■ Supplied material:
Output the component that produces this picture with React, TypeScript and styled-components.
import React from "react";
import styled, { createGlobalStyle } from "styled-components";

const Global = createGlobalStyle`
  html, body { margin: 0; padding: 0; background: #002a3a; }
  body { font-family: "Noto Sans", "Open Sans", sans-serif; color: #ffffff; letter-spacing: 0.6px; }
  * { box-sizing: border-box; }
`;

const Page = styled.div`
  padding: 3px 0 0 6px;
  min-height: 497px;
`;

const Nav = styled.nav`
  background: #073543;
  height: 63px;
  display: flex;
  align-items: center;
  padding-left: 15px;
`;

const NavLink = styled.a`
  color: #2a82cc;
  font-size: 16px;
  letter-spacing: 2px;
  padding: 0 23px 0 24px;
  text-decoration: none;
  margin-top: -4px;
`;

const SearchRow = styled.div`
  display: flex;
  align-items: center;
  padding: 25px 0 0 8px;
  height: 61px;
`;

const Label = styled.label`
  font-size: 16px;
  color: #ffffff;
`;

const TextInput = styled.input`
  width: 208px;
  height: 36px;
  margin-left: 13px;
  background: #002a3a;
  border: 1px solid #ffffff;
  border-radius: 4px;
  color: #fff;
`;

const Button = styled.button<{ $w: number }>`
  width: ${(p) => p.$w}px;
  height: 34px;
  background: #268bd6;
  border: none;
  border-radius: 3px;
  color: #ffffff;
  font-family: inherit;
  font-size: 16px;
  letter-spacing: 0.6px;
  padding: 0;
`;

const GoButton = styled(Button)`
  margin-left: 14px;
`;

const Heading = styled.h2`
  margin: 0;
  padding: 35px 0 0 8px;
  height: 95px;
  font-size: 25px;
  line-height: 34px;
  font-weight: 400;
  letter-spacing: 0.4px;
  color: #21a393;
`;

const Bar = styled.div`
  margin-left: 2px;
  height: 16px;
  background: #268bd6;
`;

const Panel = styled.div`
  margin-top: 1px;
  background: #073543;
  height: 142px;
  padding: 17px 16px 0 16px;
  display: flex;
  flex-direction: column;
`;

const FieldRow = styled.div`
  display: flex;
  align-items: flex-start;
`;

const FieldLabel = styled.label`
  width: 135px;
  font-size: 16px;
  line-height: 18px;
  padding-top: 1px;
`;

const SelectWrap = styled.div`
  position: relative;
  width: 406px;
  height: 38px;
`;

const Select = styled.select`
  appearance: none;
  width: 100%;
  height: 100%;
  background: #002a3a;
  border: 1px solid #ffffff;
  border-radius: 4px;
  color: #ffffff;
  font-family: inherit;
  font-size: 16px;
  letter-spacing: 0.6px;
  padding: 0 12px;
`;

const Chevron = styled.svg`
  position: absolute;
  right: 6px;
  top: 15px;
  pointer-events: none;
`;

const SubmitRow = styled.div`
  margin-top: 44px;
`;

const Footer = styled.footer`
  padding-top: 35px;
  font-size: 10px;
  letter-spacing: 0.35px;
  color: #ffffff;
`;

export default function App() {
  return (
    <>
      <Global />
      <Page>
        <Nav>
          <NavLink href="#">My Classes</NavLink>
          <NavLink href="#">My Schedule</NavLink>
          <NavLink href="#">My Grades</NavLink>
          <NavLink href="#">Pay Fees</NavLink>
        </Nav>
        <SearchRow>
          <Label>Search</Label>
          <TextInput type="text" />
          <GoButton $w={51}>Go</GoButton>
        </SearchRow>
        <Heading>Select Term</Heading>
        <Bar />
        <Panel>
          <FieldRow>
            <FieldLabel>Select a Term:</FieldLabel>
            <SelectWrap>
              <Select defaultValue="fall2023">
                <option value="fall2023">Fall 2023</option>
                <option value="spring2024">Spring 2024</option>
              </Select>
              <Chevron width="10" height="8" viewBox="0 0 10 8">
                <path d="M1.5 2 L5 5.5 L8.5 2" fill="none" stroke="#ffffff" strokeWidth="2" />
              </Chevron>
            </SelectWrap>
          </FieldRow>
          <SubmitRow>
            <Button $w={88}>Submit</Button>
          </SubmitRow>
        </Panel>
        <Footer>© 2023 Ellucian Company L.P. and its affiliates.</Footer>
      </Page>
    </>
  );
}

■ What is expected: Only lines that contain the word "components" are wanted; copy each of them.

■ Response to the exercise:
Output the component that produces this picture with React, TypeScript and styled-components.
import styled, { createGlobalStyle } from "styled-components";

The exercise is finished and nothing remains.